OK. I'm not that much of an iconoclast that I can't appreciate the significance of Gerald R. Ford's presidency. I understand he was generally a nice guy, he probably meant well in all that he did, and I can excuse the mess he helped continue in Southeast Asia and his inability to rein in inflation and job stagnation. I also understand the inflated ego of Grand Rapids (Ford was congressman there for a million years) and the West Michigan fish bowl that makes the RCA and CRC seem more powerful than a locomotive and Hope College a top school for dance.

But I won't stand for idolatry or hero worship.

When Ford died, The Grand Rapids Press announced in its front page headline that Ford, "Saved the nation."

What?

Ford did no such thing.

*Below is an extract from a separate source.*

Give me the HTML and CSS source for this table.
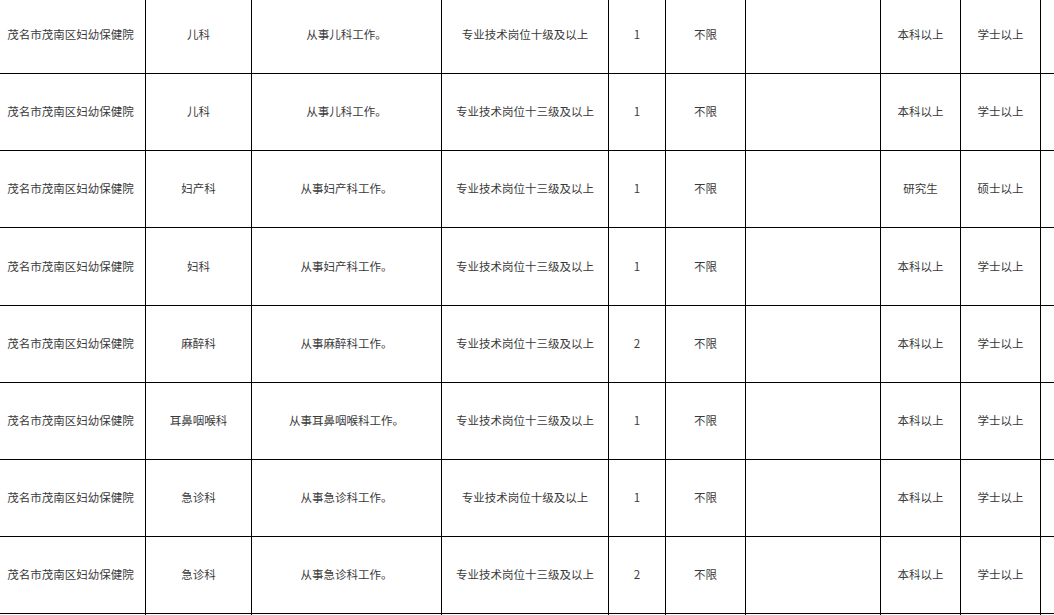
FILE: index.html
```html
<!DOCTYPE html>
<html lang="zh-CN">
<head>
<meta charset="utf-8">
<title>招聘岗位表</title>
<link rel="stylesheet" href="styles.css">
</head>
<body>
<table class="jobs">
  <colgroup>
    <col class="c1"><col class="c2"><col class="c3"><col class="c4"><col class="c5">
    <col class="c6"><col class="c7"><col class="c8"><col class="c9"><col class="c10">
  </colgroup>
  <tbody>
    <tr class="r77"><td>茂名市茂南区妇幼保健院</td><td>儿科</td><td>从事儿科工作。</td><td>专业技术岗位十级及以上</td><td>1</td><td>不限</td><td></td><td>本科以上</td><td>学士以上</td><td></td></tr>
    <tr class="r77"><td>茂名市茂南区妇幼保健院</td><td>儿科</td><td>从事儿科工作。</td><td>专业技术岗位十三级及以上</td><td>1</td><td>不限</td><td></td><td>本科以上</td><td>学士以上</td><td></td></tr>
    <tr class="r77"><td>茂名市茂南区妇幼保健院</td><td>妇产科</td><td>从事妇产科工作。</td><td>专业技术岗位十三级及以上</td><td>1</td><td>不限</td><td></td><td>研究生</td><td>硕士以上</td><td></td></tr>
    <tr class="r78"><td>茂名市茂南区妇幼保健院</td><td>妇科</td><td>从事妇产科工作。</td><td>专业技术岗位十三级及以上</td><td>1</td><td>不限</td><td></td><td>本科以上</td><td>学士以上</td><td></td></tr>
    <tr class="r77"><td>茂名市茂南区妇幼保健院</td><td>麻醉科</td><td>从事麻醉科工作。</td><td>专业技术岗位十三级及以上</td><td>2</td><td>不限</td><td></td><td>本科以上</td><td>学士以上</td><td></td></tr>
    <tr class="r77"><td>茂名市茂南区妇幼保健院</td><td>耳鼻咽喉科</td><td>从事耳鼻咽喉科工作。</td><td>专业技术岗位十三级及以上</td><td>1</td><td>不限</td><td></td><td>本科以上</td><td>学士以上</td><td></td></tr>
    <tr class="r77"><td>茂名市茂南区妇幼保健院</td><td>急诊科</td><td>从事急诊科工作。</td><td>专业技术岗位十级及以上</td><td>1</td><td>不限</td><td></td><td>本科以上</td><td>学士以上</td><td></td></tr>
    <tr class="r77"><td>茂名市茂南区妇幼保健院</td><td>急诊科</td><td>从事急诊科工作。</td><td>专业技术岗位十三级及以上</td><td>2</td><td>不限</td><td></td><td>本科以上</td><td>学士以上</td><td></td></tr>
    <tr class="r77"><td></td><td></td><td></td><td></td><td></td><td></td><td></td><td></td><td></td><td></td></tr>
  </tbody>
</table>
</body>
</html>
```

FILE: styles.css
```css
html, body {
  margin: 0;
  padding: 0;
  background: #ffffff;
  overflow: hidden;
}

body {
  font-family: "Noto Sans CJK SC", "Noto Sans", sans-serif;
  font-size: 11.5px;
  color: #3a3a3a;
}

.jobs {
  border-collapse: collapse;
  table-layout: fixed;
  width: 1125px;
  margin-left: -5px;
  margin-top: -4px;
}

.jobs td {
  border: 1px solid #000000;
  padding: 0 0 2px 0;
  text-align: center;
  vertical-align: middle;
  white-space: nowrap;
  line-height: 16px;
}

.r77 { height: 77px; }
.r78 { height: 78px; }

.c1 { width: 150px; }
.c2 { width: 106px; }
.c3 { width: 190px; }
.c4 { width: 167px; }
.c5 { width: 57px; }
.c6 { width: 80px; }
.c7 { width: 135px; }
.c8 { width: 80px; }
.c9 { width: 80px; }
.c10 { width: 80px; }
```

He followed a consitutionally chosen path to the presidency. Everything in the nation, constitutionally, worked great. Nixon resigned, the vice president stepped in. No riots. No revolution. No counter revolution. Wow. The system worked. That is impressive.

Now, the Constitution also worked when Ford pardoned Nixon. Despite all the flowery talk now of how that "healed" a nation, I say CRAP. Nixon got away with some major crimes, the worst being using the powers of government to attack individuals he didn't like. That is the greatest abuse of government.

All Ford did is what his politcal party asked of him (I say it was implicit, that there was no quid pro quo between Ford and Nixon).

And I say that was not brave. It's not cowardly either. It's what was expected. A brave man who cared about his country would have made sure Nixon was fairly charged, fairly tried and, if needed, fairly punished.

If I used my power to order crimes, erase evidence and harass people outside the limits of the law, and I was caught, you're damn right I'd be in jail where I should be. Unless I had a friend in a high place. ...

George Washington "saved" the nation. Abraham Lincoln "saved" the nation. FDR "saved" the nation. Gerald Ford just cruised through a pot hole on the road to going golfing.

Thought: Oh, Ford also helped the current VP and Rumsfeld get into top government. For that, well, some things can't be forgiven.